Limitation of a non-anycast setup

  • Some services don't fail over fast enough to the 2nd server listed on resolv.conf when one fails
  • If the two servers of a site (or the whole site) fails, servers relying on them will experience an outage
  • LVS/pybal depends on DNS and thus making it a chicken/egg problem


Anycast rec-dns diagram.png

Server side

modules/role/manifests/dnsrecursor.pp  include ::profile::bird::anycast

hieradata/role/common/recursor.yaml (global)

1 profile::bird::advertise_vips:
2   recdns.anycast.wmnet:
3     address: # VIP to advertise
4     check_cmd: '/usr/lib/nagios/plugins/check_dns -H -s -t 1 -c 1'


In this case we re-use an Icinga NRPE check, installed on all the servers:

/usr/lib/nagios/plugins/check_dns -H -s -t 1 -c 1


Know which server a client is redirected to

$ dig @ CHAOS TXT id.server. +short

Ensure all servers can reach the VIP

bblack@cumin1001:~$ sudo cumin '*' 'dig @ CHAOS TXT id.server. +short'

Failure tests

Single local recursor failure

bblack@backup2001:~$ while [ 1 ]; do echo ======; date; dig @ CHAOS TXT id.server. +short; sleep 1; done

"so I can see a result once a second, I've tried stopping just healthchecker, stopping or killing the recursor, etc"

Traffic routes to the one working local node within the second.

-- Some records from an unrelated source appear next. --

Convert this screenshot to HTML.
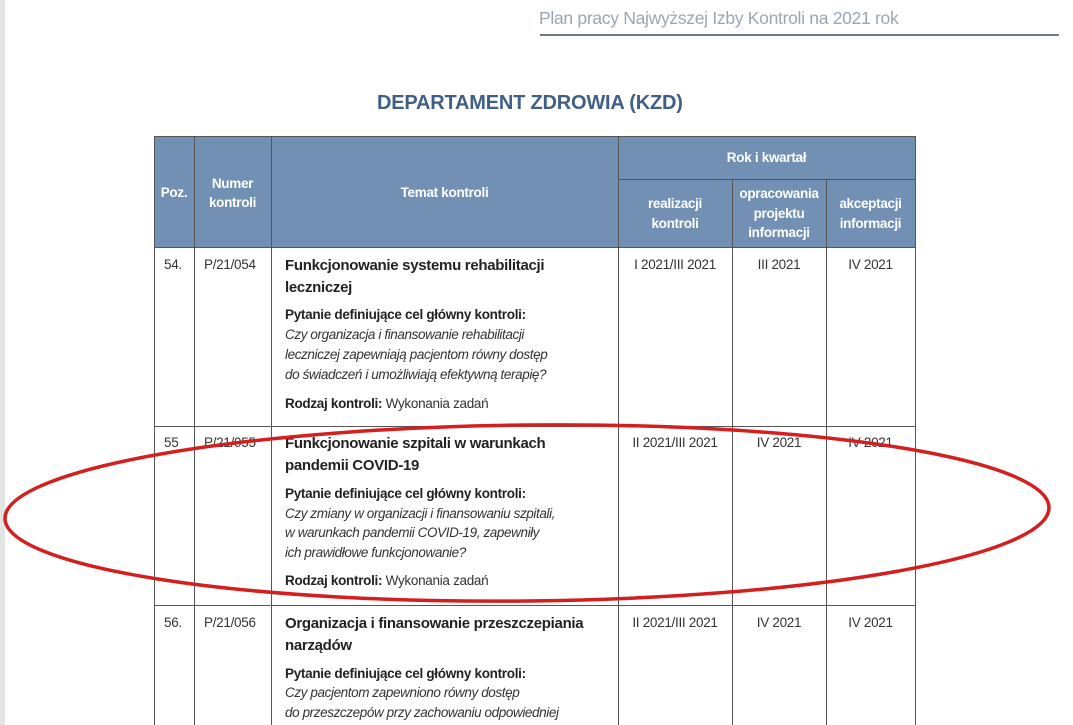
<!DOCTYPE html>
<html><head><meta charset="utf-8"><style>
body{margin:0;width:1073px;height:725px;overflow:hidden;background:#fff;position:relative;font-family:"Liberation Sans",sans-serif;}
.t{position:absolute;white-space:nowrap;line-height:18px;}
.c{position:absolute;text-align:center;line-height:15px;}
.h{color:#fff;font-weight:bold;font-size:13.5px;letter-spacing:-0.3px;}
.b{font-weight:bold;font-size:15px;color:#222;letter-spacing:-0.3px;}
.q{font-weight:bold;font-size:13.5px;color:#222;letter-spacing:-0.3px;}
.i{font-style:italic;font-size:13.5px;color:#333;letter-spacing:-0.4px;}
.n{font-size:13.5px;color:#333;letter-spacing:-0.3px;}
.v{position:absolute;background:#555;width:1px;}
.hz{position:absolute;background:#555;height:1px;}
</style></head><body>
<div style="position:absolute;left:0;top:0;width:5px;height:725px;background:#e4e4e4"></div>
<div class="t" style="left:539px;top:9px;font-size:17.5px;color:#9aa6b4;letter-spacing:-0.3px">Plan pracy Najwyższej Izby Kontroli na 2021 rok</div>
<div style="position:absolute;left:540px;top:34px;width:519px;height:2px;background:#6f7a86"></div>
<div class="t" style="left:377px;top:94px;font-size:20px;font-weight:bold;color:#3f5f87;letter-spacing:-0.2px">DEPARTAMENT ZDROWIA (KZD)</div>

<div style="position:absolute;left:154px;top:136px;width:761px;height:111px;background:#7290b4"></div>
<div class="v" style="left:154px;top:136px;height:589px"></div>
<div class="v" style="left:194px;top:136px;height:589px"></div>
<div class="v" style="left:271px;top:136px;height:589px"></div>
<div class="v" style="left:618px;top:136px;height:589px"></div>
<div class="v" style="left:732px;top:179px;height:546px"></div>
<div class="v" style="left:826px;top:179px;height:546px"></div>
<div class="v" style="left:915px;top:136px;height:589px"></div>
<div class="hz" style="left:154px;top:136px;width:762px"></div>
<div class="hz" style="left:618px;top:179px;width:298px"></div>
<div class="hz" style="left:154px;top:247px;width:762px"></div>
<div class="hz" style="left:154px;top:426px;width:762px"></div>
<div class="hz" style="left:154px;top:605px;width:762px"></div>

<div class="c h" style="left:154px;top:185px;width:40px">Poz.</div>
<div class="c h" style="left:194px;top:174px;width:77px;line-height:19px">Numer<br>kontroli</div>
<div class="c h" style="left:271px;top:185px;width:347px">Temat kontroli</div>
<div class="c h" style="left:618px;top:150px;width:297px">Rok i kwartał</div>
<div class="c h" style="left:618px;top:194px;width:114px;line-height:20px">realizacji<br>kontroli</div>
<div class="c h" style="left:732px;top:184px;width:94px;line-height:19.5px">opracowania<br>projektu<br>informacji</div>
<div class="c h" style="left:826px;top:194px;width:89px;line-height:20px">akceptacji<br>informacji</div>

<!-- row 54 -->
<div class="t n" style="left:164px;top:256px">54.</div>
<div class="t n" style="left:204px;top:256px">P/21/054</div>
<div class="t b" style="left:285px;top:257px">Funkcjonowanie systemu rehabilitacji</div>
<div class="t b" style="left:285px;top:279px">leczniczej</div>
<div class="t q" style="left:285px;top:306px">Pytanie definiujące cel główny kontroli:</div>
<div class="t i" style="left:285px;top:326px">Czy organizacja i finansowanie rehabilitacji</div>
<div class="t i" style="left:285px;top:346px">leczniczej zapewniają pacjentom równy dostęp</div>
<div class="t i" style="left:285px;top:366px">do świadczeń i umożliwiają efektywną terapię?</div>
<div class="t n" style="left:285px;top:395px"><b style="color:#222">Rodzaj kontroli:</b> Wykonania zadań</div>
<div class="c n" style="left:618px;top:257px;width:114px">I 2021/III 2021</div>
<div class="c n" style="left:732px;top:257px;width:94px">III 2021</div>
<div class="c n" style="left:826px;top:257px;width:89px">IV 2021</div>

<!-- row 55 -->
<div class="t n" style="left:164px;top:434px">55</div>
<div class="t n" style="left:204px;top:434px">P/21/055</div>
<div class="t b" style="left:285px;top:435px">Funkcjonowanie szpitali w warunkach</div>
<div class="t b" style="left:285px;top:457px">pandemii COVID-19</div>
<div class="t q" style="left:285px;top:485px">Pytanie definiujące cel główny kontroli:</div>
<div class="t i" style="left:285px;top:505px">Czy zmiany w organizacji i finansowaniu szpitali,</div>
<div class="t i" style="left:285px;top:524px">w warunkach pandemii COVID-19, zapewniły</div>
<div class="t i" style="left:285px;top:544px">ich prawidłowe funkcjonowanie?</div>
<div class="t n" style="left:285px;top:572px"><b style="color:#222">Rodzaj kontroli:</b> Wykonania zadań</div>
<div class="c n" style="left:618px;top:435px;width:114px">II 2021/III 2021</div>
<div class="c n" style="left:732px;top:435px;width:94px">IV 2021</div>
<div class="c n" style="left:826px;top:435px;width:89px">IV 2021</div>

<!-- row 56 -->
<div class="t n" style="left:164px;top:614px">56.</div>
<div class="t n" style="left:204px;top:614px">P/21/056</div>
<div class="t b" style="left:285px;top:615px">Organizacja i finansowanie przeszczepiania</div>
<div class="t b" style="left:285px;top:637px">narządów</div>
<div class="t q" style="left:285px;top:665px">Pytanie definiujące cel główny kontroli:</div>
<div class="t i" style="left:285px;top:684px">Czy pacjentom zapewniono równy dostęp</div>
<div class="t i" style="left:285px;top:704px">do przeszczepów przy zachowaniu odpowiedniej</div>
<div class="c n" style="left:618px;top:615px;width:114px">II 2021/III 2021</div>
<div class="c n" style="left:732px;top:615px;width:94px">IV 2021</div>
<div class="c n" style="left:826px;top:615px;width:89px">IV 2021</div>

<svg style="position:absolute;left:0;top:0" width="1073" height="725">
<ellipse cx="527" cy="513" rx="522" ry="88" transform="rotate(-0.6 527 513)" fill="none" stroke="#d41f1f" stroke-width="3.5"/>
</svg>
</body></html>
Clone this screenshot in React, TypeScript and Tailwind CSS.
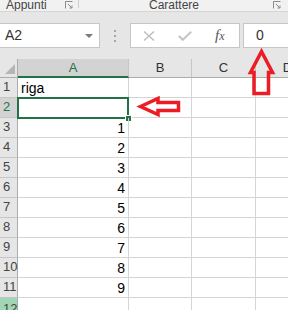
import { FC } from "react";

const rows = [
  { n: 1, text: "riga", align: "left" },
  { n: 2, text: "", align: "left", selected: true },
  { n: 3, text: "1", align: "right" },
  { n: 4, text: "2", align: "right" },
  { n: 5, text: "3", align: "right" },
  { n: 6, text: "4", align: "right" },
  { n: 7, text: "5", align: "right" },
  { n: 8, text: "6", align: "right" },
  { n: 9, text: "7", align: "right" },
  { n: 10, text: "8", align: "right" },
  { n: 11, text: "9", align: "right" },
];

const Launcher: FC = () => (
  <svg width="8" height="8" viewBox="0 0 8 8" className="shrink-0">
    <path d="M0.5 7.5V0.5H7.5" fill="none" stroke="#8a8a8a" strokeWidth="1" />
    <path d="M3 3L7 7M7 4.5V7H4.5" fill="none" stroke="#8a8a8a" strokeWidth="1" />
  </svg>
);

const App: FC = () => {
  return (
    <div className="relative w-[288px] h-[310px] overflow-hidden bg-[#e6e6e6] font-['Liberation_Sans',Arial,sans-serif]">
      {/* ribbon group labels, cut at the top */}
      <div className="flex h-[12px] overflow-hidden border-b border-[#d5d5d5] bg-[#f1f1f1] text-[12px] leading-[12px] text-[#444]">
        <div className="flex w-[78px] items-start">
          <span className="-mt-[1px] pl-[6px]">Appunti</span>
          <span className="ml-auto mr-[5px] mt-[1px]">
            <Launcher />
          </span>
        </div>
        <div className="h-[8px] w-px bg-[#cfcfcf]" />
        <div className="flex flex-1 items-start">
          <span className="-mt-[1px] pl-[70px]">Carattere</span>
          <span className="ml-auto mr-[7px] mt-[1px]">
            <Launcher />
          </span>
        </div>
      </div>

      {/* formula bar */}
      <div className="mt-[11px] flex h-[25px]">
        <div className="flex w-[100px] items-center border-y border-r border-[#c6c6c6] bg-white pl-[5px] text-[14px] text-[#333]">
          A2
          <svg width="8" height="4" viewBox="0 0 8 4" className="ml-auto mr-[6px]">
            <path d="M0 0H8L4 4Z" fill="#7a7a7a" />
          </svg>
        </div>
        <div className="flex w-[30px] flex-col items-center justify-center gap-[3px]">
          <span className="h-[2px] w-[2px] bg-[#a5a5a5]" />
          <span className="h-[2px] w-[2px] bg-[#a5a5a5]" />
          <span className="h-[2px] w-[2px] bg-[#a5a5a5]" />
        </div>
        <div className="flex w-[110px] items-center border border-[#c6c6c6] bg-white pl-[12px]">
          <svg width="12" height="10" viewBox="0 0 12 10">
            <path d="M1 0.5L11 9.5M11 0.5L1 9.5" stroke="#bcbcbc" strokeWidth="1.4" />
          </svg>
          <svg width="14" height="10" viewBox="0 0 14 10" className="ml-[23px]">
            <path d="M0.8 5L4.8 8.8L13.2 0.8" fill="none" stroke="#c4c4c4" strokeWidth="2" />
          </svg>
          <span className="ml-[23px] font-['Liberation_Serif',serif] text-[15px] italic leading-none text-[#555]">
            f<span className="text-[12px]">x</span>
          </span>
        </div>
        <div className="ml-[3px] flex flex-1 items-center border-y border-l border-[#c6c6c6] bg-white pl-[12px] text-[14px] text-[#333]">
          0
        </div>
      </div>

      {/* sheet */}
      <div className="mt-[11px] grid grid-cols-[18px_111px_63px_64px_64px] auto-rows-[20px] grid-rows-[19px] bg-white">
        <div className="relative border-r border-b border-[#ababab] bg-[#e6e6e6]">
          <svg width="18" height="19" viewBox="0 0 18 19" className="absolute inset-0">
            <path d="M15 5V15H5Z" fill="#b5b5b5" />
          </svg>
        </div>
        <div className="flex items-center justify-center border-r border-b-2 border-r-[#c6c6c6] border-b-[#217346] bg-[#d3d3d3] text-[13px] text-[#217346]">
          A
        </div>
        <div className="flex items-center justify-center border-r border-b border-r-[#c6c6c6] border-b-[#ababab] bg-[#e6e6e6] text-[13px] text-[#333]">
          B
        </div>
        <div className="flex items-center justify-center border-r border-b border-r-[#c6c6c6] border-b-[#ababab] bg-[#e6e6e6] text-[13px] text-[#333]">
          C
        </div>
        <div className="flex items-center justify-center border-r border-b border-r-[#c6c6c6] border-b-[#ababab] bg-[#e6e6e6] text-[13px] text-[#333]">
          D
        </div>

        {rows.map((r) => (
          <div key={r.n} className="contents">
            <div
              className={`flex items-end border-b border-r border-b-[#c6c6c6] pb-[2px] pl-[3px] text-[13px] leading-[16px] ${
                r.selected
                  ? "border-r-[#217346] bg-[#d3d3d3] text-[#217346]"
                  : "border-r-[#ababab] bg-[#e6e6e6] text-[#444]"
              }`}
            >
              {r.n}
            </div>
            <div
              className={`relative border-r border-b border-[#d4d4d4] text-[14px] leading-[20px] text-black ${
                r.align === "right" ? "pr-[3px] text-right" : "pl-[3px]"
              }`}
            >
              {r.text}
              {r.selected && (
                <>
                  <div className="absolute -left-[1px] -top-[1px] h-[22px] w-[112px] border-2 border-[#217346]" />
                  <div className="absolute left-[107px] top-[17px] h-[7px] w-[7px] border border-white bg-[#217346]" />
                </>
              )}
            </div>
            <div className="border-r border-b border-[#d4d4d4]" />
            <div className="border-r border-b border-[#d4d4d4]" />
            <div className="border-r border-b border-[#d4d4d4]" />
          </div>
        ))}

        <div className="border-r border-[#ababab] bg-[#a0d6b4] pl-[3px] pt-[3px] text-[13px] leading-[16px] text-[#444]">
          12
        </div>
        <div className="border-r border-[#d4d4d4]" />
        <div className="border-r border-[#d4d4d4]" />
        <div className="border-r border-[#d4d4d4]" />
        <div className="border-r border-[#d4d4d4]" />
      </div>

      {/* red arrows drawn over the screenshot */}
      <svg width="288" height="310" viewBox="0 0 288 310" className="pointer-events-none absolute inset-0">
        <path
          d="M261.5 51.5L250.5 72.5H254V93.5H268.5V72.5H272.5Z"
          fill="none"
          stroke="#ec1c24"
          strokeWidth="3.5"
          strokeLinejoin="miter"
        />
        <path
          d="M140.5 106.5L158 98.5V102.5H178.5V110.5H158V114.5Z"
          fill="none"
          stroke="#ec1c24"
          strokeWidth="3.5"
          strokeLinejoin="miter"
        />
      </svg>
    </div>
  );
};

export default App;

Double local recursor failure

Eg. take down dns2001/dns2002

Request end up on dns1001/dns1002


  • If the DNS recursors have the anycast VIP as only resolver in resolv.conf, then processes depending on DNS will fail until pdnsd starts
    • Workaround is to either hardcode real recursors IPs or have a daemon that remove the VIP loopback

Future evolution

  • Add Icinga monitoring to check local recursors work (eg. Icinga check on bastX hosts that check it's dnsX that reply and not dnsY)
  • Improve Icinga's check_dns